The U.S.-Russia agreement might have been misconceived; had it worked as planned it would have strengthened both the Assad regime and al-Qaeda. But the pretence it is working when it isn’t is even worse. It amounts in practice to a replay of the CoH earlier this year, when the rebels under U.S. sway were restrained and the pro-Assad coalition acted as it wished. This is particularly damaging to Western efforts to isolate al-Qaeda from the mainstream rebellion.
Al-Qaeda made the argument, from the beginning of this round of the political process in December 2015, that it was a conspiracy against the revolution, an effort to demobilise the armed opposition and co-opt them into an interim government on terms indistinguishable from surrender.
Al-Qaeda had plenty to work with in making this case.
Their rebranding has been dismissed by most in the West, but it was never intended for the West, and it is working on the ground. JFS’s “break” with al-Qaeda is interpreted as a serious indication that its desire is to serve not rule. And their record as a better servant of opposition security and interests than the West is quite plain.
Having Syrians lay down arms would require them to feel secure and that cannot happen while Assad remains in power. The tilt of the U.S.-led efforts towards keeping Assad are therefore bringing discredit on the idea of a political solution, and al-Qaeda is stepping into that breach with a ready-made answer: violent jihad. And while Assad remains, the population will look to anyone who can help continue the fight.

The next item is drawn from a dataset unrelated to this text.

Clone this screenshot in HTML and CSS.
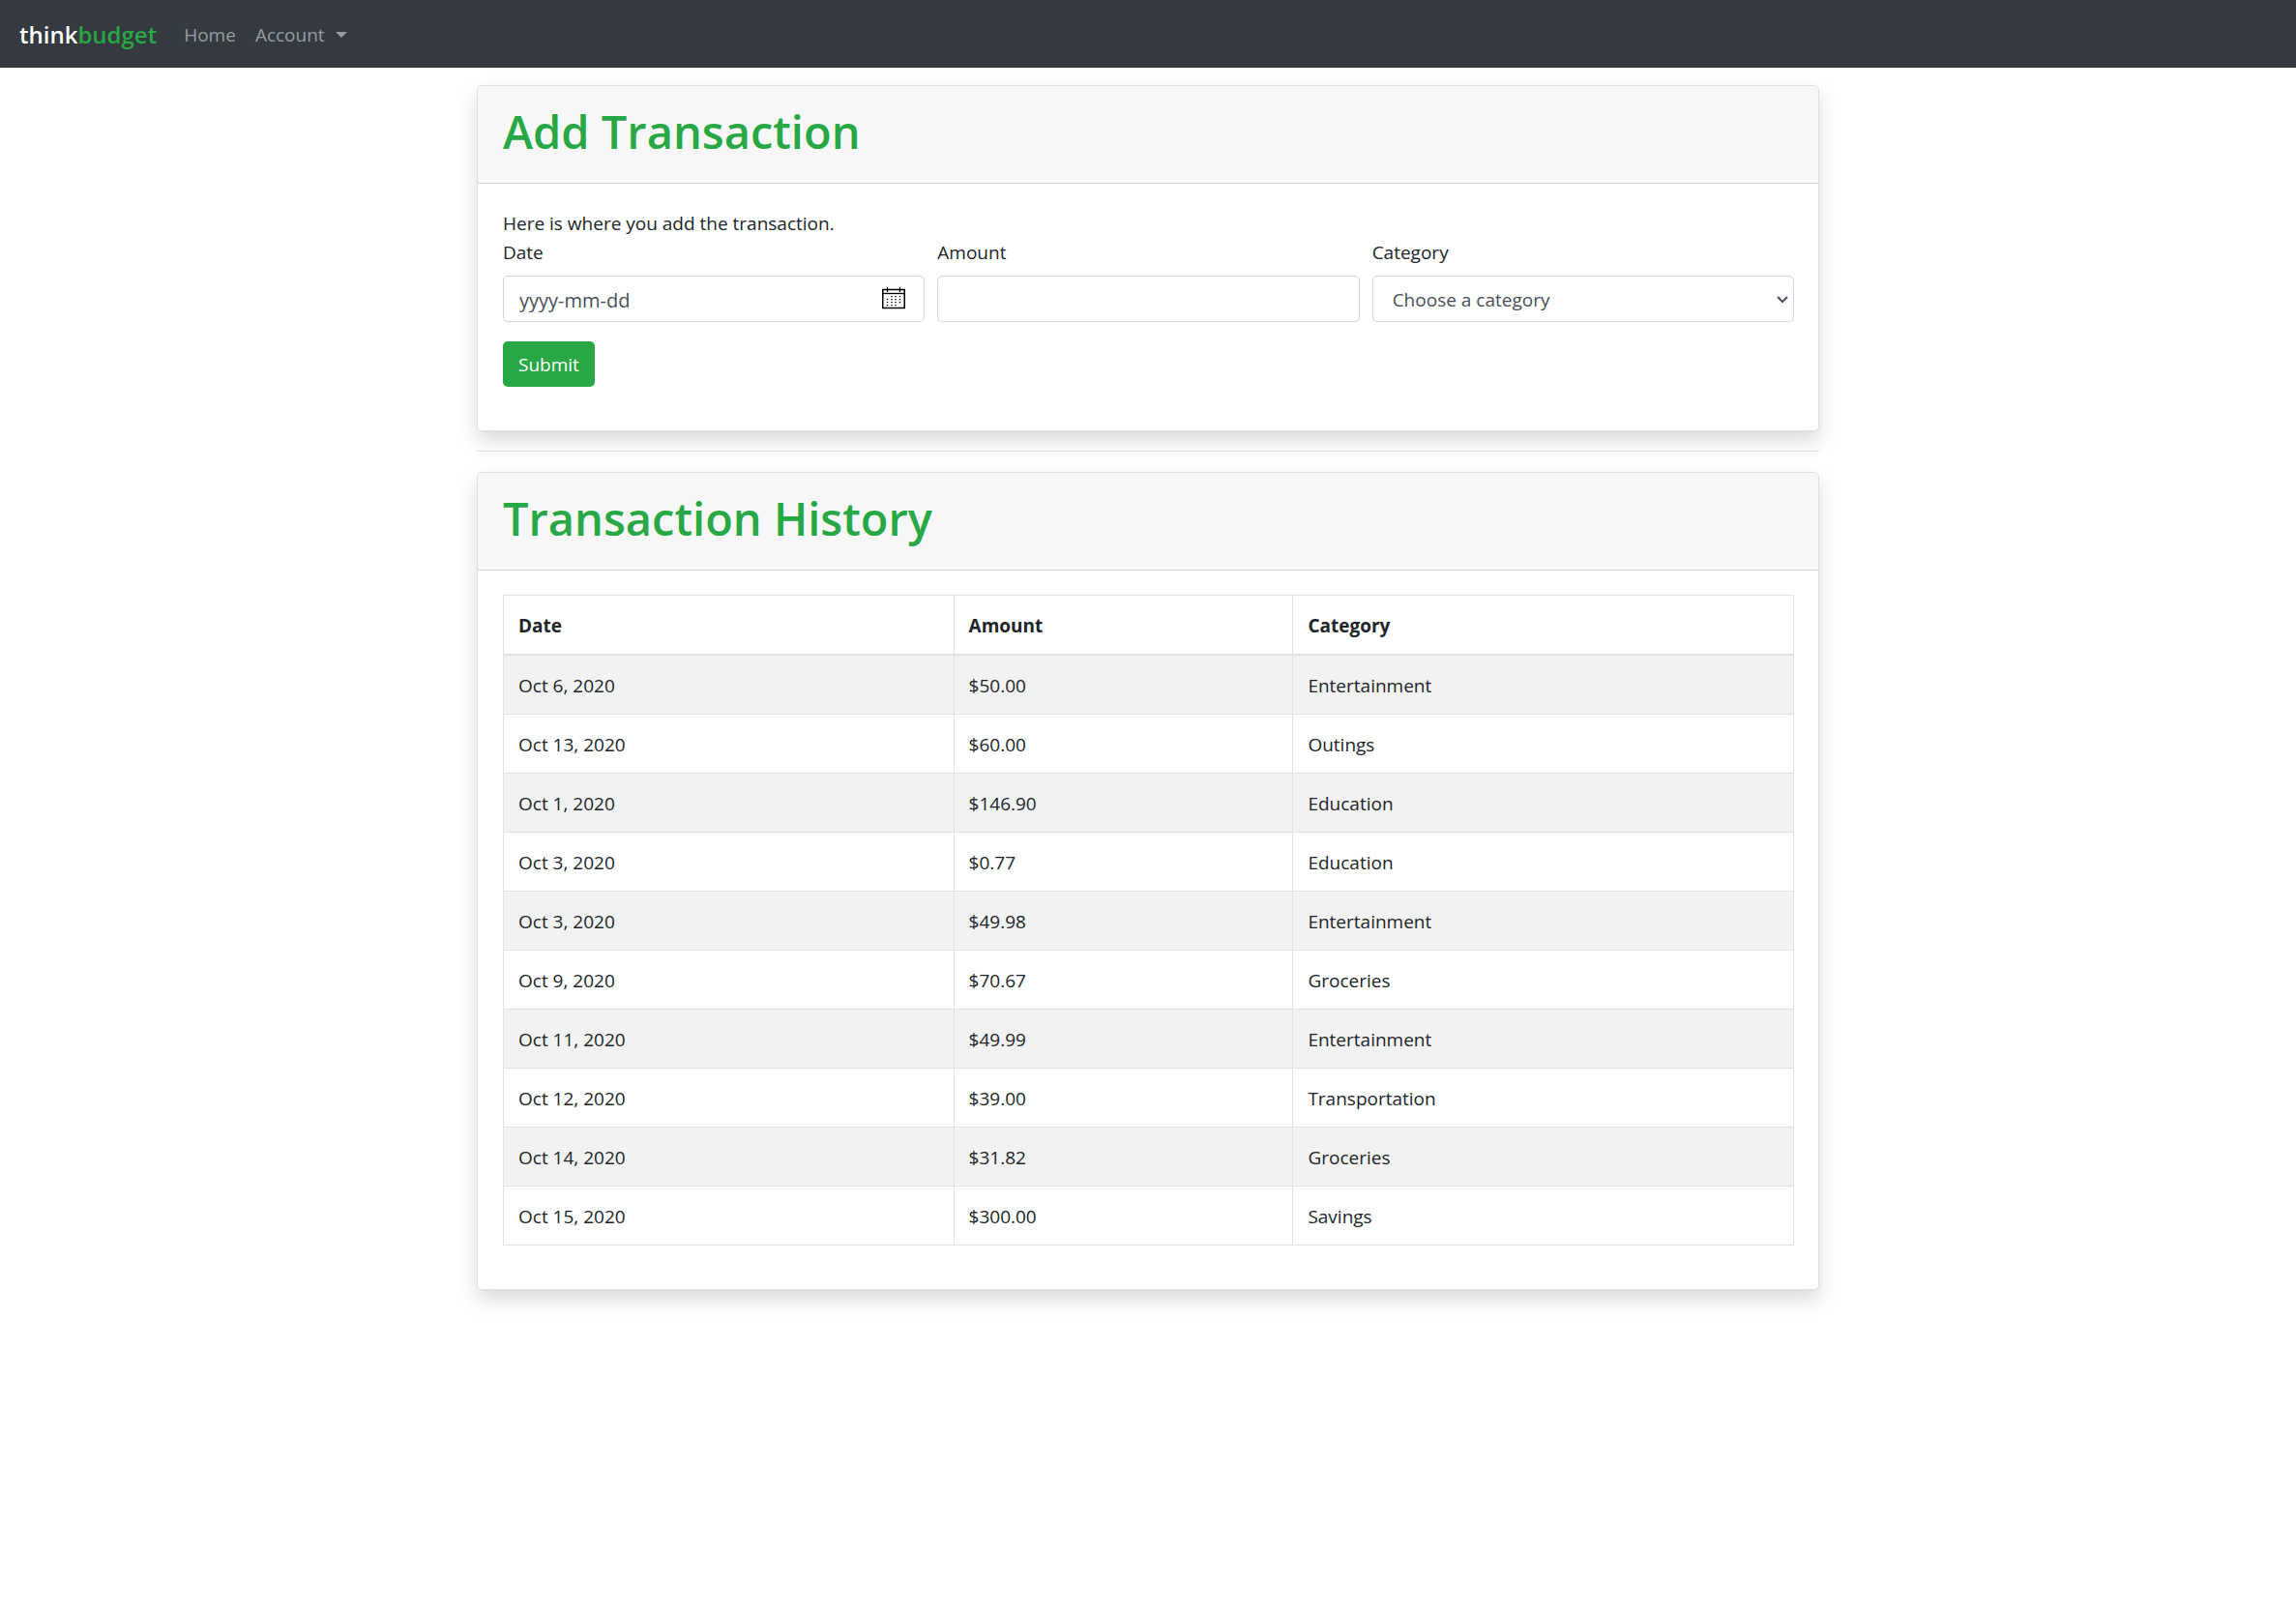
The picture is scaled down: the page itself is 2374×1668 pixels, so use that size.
FILE: index.html
```html
<!DOCTYPE html>
<html lang="en">
<head>
<meta charset="utf-8">
<meta name="viewport" content="width=device-width, initial-scale=1">
<title>thinkbudget</title>
<link rel="stylesheet" href="styles.css">
</head>
<body>
<nav class="navbar">
  <a class="brand" href="#">think<span class="brand-accent">budget</span></a>
  <a class="nav-link" href="#">Home</a>
  <a class="nav-link dropdown" href="#">Account</a>
</nav>
<main class="container">
  <section class="card">
    <header class="card-header"><h1>Add Transaction</h1></header>
    <div class="card-body">
      <p class="intro">Here is where you add the transaction.</p>
      <form>
        <div class="form-row">
          <div class="field">
            <label for="date">Date</label>
            <div class="control">
              <input class="input input-date" id="date" type="text" placeholder="yyyy-mm-dd">
              <button class="picker" type="button" aria-label="Open calendar">
                <svg width="24" height="23" viewBox="0 0 24 23" fill="none" stroke="#000">
                  <path d="M.75 2.500H23.250V21.500H.75Z" stroke-width="1.500"/>
                  <path d="M1 6.500H23" stroke-width="1.300"/>
                  <path d="M5.500 0V5M18.500 0V5" stroke-width="1.300"/>
                  <path d="M10 9V19.500M14 9V19.500M18.500 9V17M5.500 12V19.500" stroke-width="1.400" stroke-dasharray="1.200 1.800"/>
                </svg>
              </button>
            </div>
          </div>
          <div class="field">
            <label for="amount">Amount</label>
            <input class="input" id="amount" type="text">
          </div>
          <div class="field">
            <label for="category">Category</label>
            <div class="control">
              <select class="input select" id="category"><option>Choose a category</option></select>
              <svg class="chevron" width="12" height="8" viewBox="0 0 12 8" fill="none" stroke="#495057" stroke-width="2"><path d="M1 1L6 6L11 1"/></svg>
            </div>
          </div>
        </div>
        <button class="submit" type="submit">Submit</button>
      </form>
    </div>
  </section>
  <hr class="divider">
  <section class="card">
    <header class="card-header"><h1>Transaction History</h1></header>
    <div class="card-body">
      <table class="table">
        <colgroup><col class="col-date"><col class="col-amount"><col></colgroup>
        <thead><tr><th>Date</th><th>Amount</th><th>Category</th></tr></thead>
        <tbody>
          <tr><td>Oct 6, 2020</td><td>$50.00</td><td>Entertainment</td></tr>
          <tr><td>Oct 13, 2020</td><td>$60.00</td><td>Outings</td></tr>
          <tr><td>Oct 1, 2020</td><td>$146.90</td><td>Education</td></tr>
          <tr><td>Oct 3, 2020</td><td>$0.77</td><td>Education</td></tr>
          <tr><td>Oct 3, 2020</td><td>$49.98</td><td>Entertainment</td></tr>
          <tr><td>Oct 9, 2020</td><td>$70.67</td><td>Groceries</td></tr>
          <tr><td>Oct 11, 2020</td><td>$49.99</td><td>Entertainment</td></tr>
          <tr><td>Oct 12, 2020</td><td>$39.00</td><td>Transportation</td></tr>
          <tr><td>Oct 14, 2020</td><td>$31.82</td><td>Groceries</td></tr>
          <tr><td>Oct 15, 2020</td><td>$300.00</td><td>Savings</td></tr>
        </tbody>
      </table>
    </div>
  </section>
</main>
</body>
</html>
```
FILE: styles.css
```css
*, *::before, *::after { box-sizing: border-box; }

body {
  margin: 0;
  min-height: 100vh;
  font-family: "Open Sans", "Noto Sans", sans-serif;
  font-size: 19px;
  line-height: 30px;
  color: #212529;
  background: #fff;
}

.navbar {
  display: flex;
  align-items: center;
  gap: 20px;
  height: 70px;
  padding: 2px 20px 0;
  background: #343a40;
}
.brand {
  margin-right: 8px;
  font-size: 24px;
  font-weight: 600;
  line-height: 38px;
  color: #fff;
  text-decoration: none;
}
.brand-accent { color: #28a745; }
.nav-link { color: #999c9f; text-decoration: none; }
.dropdown { display: flex; align-items: center; gap: 11px; }
.dropdown::after {
  content: "";
  border: 6px solid transparent;
  border-top-color: currentColor;
  border-bottom: 0;
}

.container {
  max-width: 1426px;
  margin: 0 auto;
  padding: 18px 19px 48px;
}
.card {
  border: 1px solid #dfdfdf;
  border-radius: 5px;
  background: #fff;
  box-shadow: 0 10px 20px rgba(0, 0, 0, 0.15);
}
.card-header {
  padding: 17px 25px 23px 26px;
  border-bottom: 1px solid #d8d8d8;
  border-radius: 4px 4px 0 0;
  background: #f7f7f7;
}
h1 {
  margin: 0;
  font-size: 47px;
  font-weight: 600;
  line-height: 60px;
  color: #28a745;
}
.card-body { padding: 25px 25px 45px 26px; }
.intro { margin: 0; padding-top: 1px; }
.form-row {
  display: grid;
  grid-template-columns: repeat(3, 1fr);
  gap: 13px;
  margin-bottom: 20px;
}
.field label { display: block; margin-bottom: 9px; }
.control { position: relative; }
.input {
  display: block;
  width: 100%;
  height: 48px;
  padding: 2px 16px 0;
  border: 1px solid #ced4da;
  border-radius: 5px;
  background: #fff;
  font: inherit;
  color: #495057;
}
.input-date { font-size: 20px; }
.input::placeholder { color: #495057; opacity: 1; }
.select { appearance: none; padding: 2px 20px 0; }
.picker {
  position: absolute;
  top: 12px;
  right: 20px;
  padding: 0;
  border: 0;
  background: none;
}
.picker svg { display: block; }
.chevron {
  position: absolute;
  top: 21px;
  right: 6px;
  pointer-events: none;
}
.submit {
  display: block;
  height: 47px;
  padding: 0 16px;
  border: 0;
  border-radius: 5px;
  background: #28a745;
  font: inherit;
  color: #fff;
}

.divider {
  margin: 20px 0 21px;
  border: 0;
  border-top: 1px solid #dfdfdf;
}

.table {
  width: 100%;
  table-layout: fixed;
  border-collapse: collapse;
}
.col-date { width: 34.9%; }
.col-amount { width: 26.3%; }
.table th, .table td {
  height: 61px;
  padding: 16px 15px 14px;
  border: 1px solid #dee2e6;
  text-align: left;
}
.table th { border-bottom-width: 2px; font-weight: 700; }
.table tbody tr:nth-child(odd) { background: #f2f2f2; }
```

The current political track took place in the shadow of the Russian intervention that turned this entire process on its head, from one about the terms of Assad’s departure to negotiating the terms under which he would stay. Al-Qaeda could hardly have asked for more. A political settlement could only be feasible after reversing this trend. Alas, a willingness to use force, even minimally, to alter the balance of power against the pro-Assad coalition does not seem to be on the table for the foreseeable future.